In Part 2, I focused on extracting and indexing data from CouchDB using Logstash. I introduced a simulated dataset of headquarters and branches and built an ETL that mapped, transformed, and loaded these documents into Elasticsearch.

Now, in Part 3, it was time to refine what Logstash had built (but with a very deliberate design choice I made earlier), adding Apache Camel into the game.

From ETL to Enrichment

During ingestion, I intentionally wrote placeholders into certain branch records to mark missing fields and make downstream enrichment predictable:

"company": "NO_COMPANY",
"trade"  : "NO_TRADE"

These markers weren’t accidents or data quality issues: they were signals. The plan all along was to let Apache Camel sweep the index after the initial load, find those markers, fetch the authoritative values from CouchDB, and then apply partial updates in Elasticsearch.

Concretely, I designed a set of Camel routes to:

  1. Query Elasticsearch for branch documents where company == "NO_COMPANY" or trade == "NO_TRADE".
  2. Use each document’s identifier (duns) to fetch the corresponding headquarters document from CouchDB.
  3. Extract company_name from the HQ record.
  4. Update the branch in Elasticsearch so that:
  • "company" becomes "company_name"
  • if "trade" was "NO_TRADE", it also becomes "company_name"

This makes enrichment deterministic, idempotent, and easy to reason about.

Scale Meets Reality

The numbers were big: I needed to read ~140 million documents from CouchDB; about 70 million would land in Elasticsearch and needed the company and trade fields.

Initially, Logstash processed ~1,500 records/second, suggesting ~1.1 day to finish the task.
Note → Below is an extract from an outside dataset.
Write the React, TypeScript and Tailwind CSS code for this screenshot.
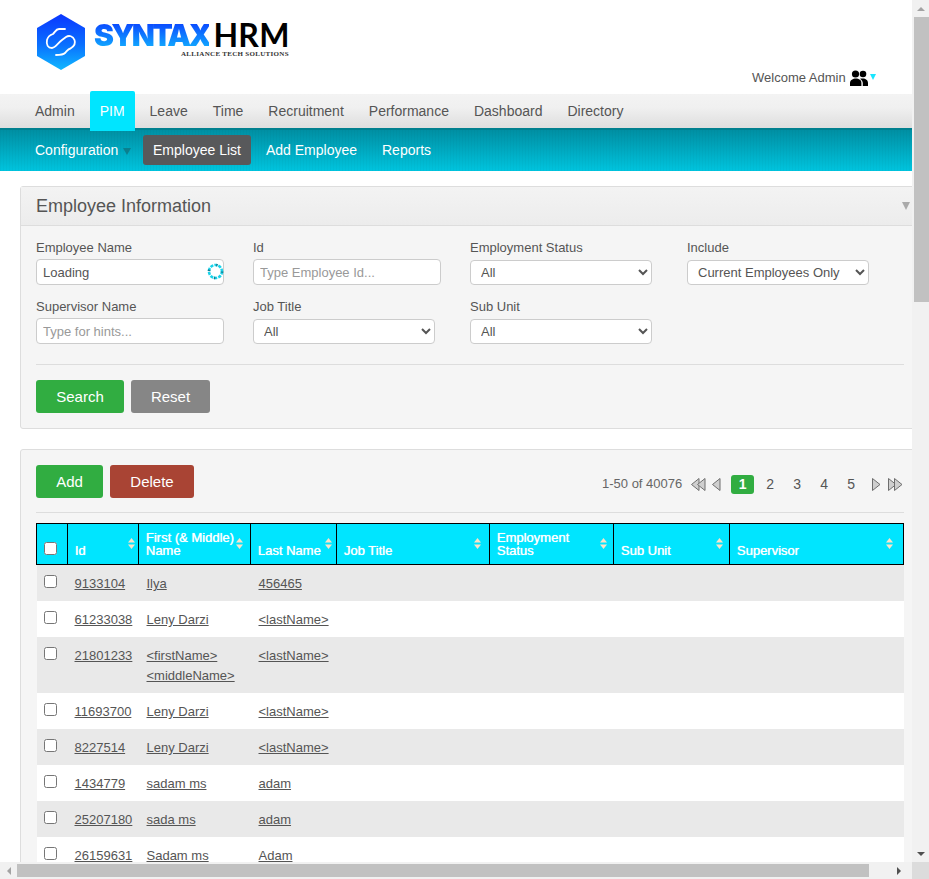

But in practice, throughput degraded (one week later, the job still hadn’t completed). Meanwhile, my Camel app began to consume significant memory and CPU during enrichment sweeps.

Those observations told me something important: even with a sound design, the operational behavior of ETL + enrichment at this scale needed a deeper look.
So Part 3 isn’t only about how I built the Camel integration: it’s also about what I learned by watching Logstash under load and Camel in the wild, and which bottlenecks surfaced along the way.

What’s Next

In the next sections, I’ll cover:

  • How the Camel routes orchestrate selective enrichment across Elasticsearch and CouchDB.
  • What I observed when Logstash and Camel ran side by side over millions of documents.
  • The performance and memory challenges I faced – and how they shape the decisions for Part 4.

Building the Camel Integration: Architecture and Setup

After defining the enrichment goal, I moved straight into building the Camel integration (a Spring Boot 3.5.5 application using Apache Camel 4.10.2 and Java 17).
Rather than running inside Docker, I decided to keep it local, so I could iterate faster, debug more easily, and have full control over performance profiling while it interacted with the Dockerized Elastic Stack.

From Concept to Implementation

The idea was simple but powerful: let Logstash handle the heavy ETL work, and let Camel perform smart, incremental enrichment after the initial index was created.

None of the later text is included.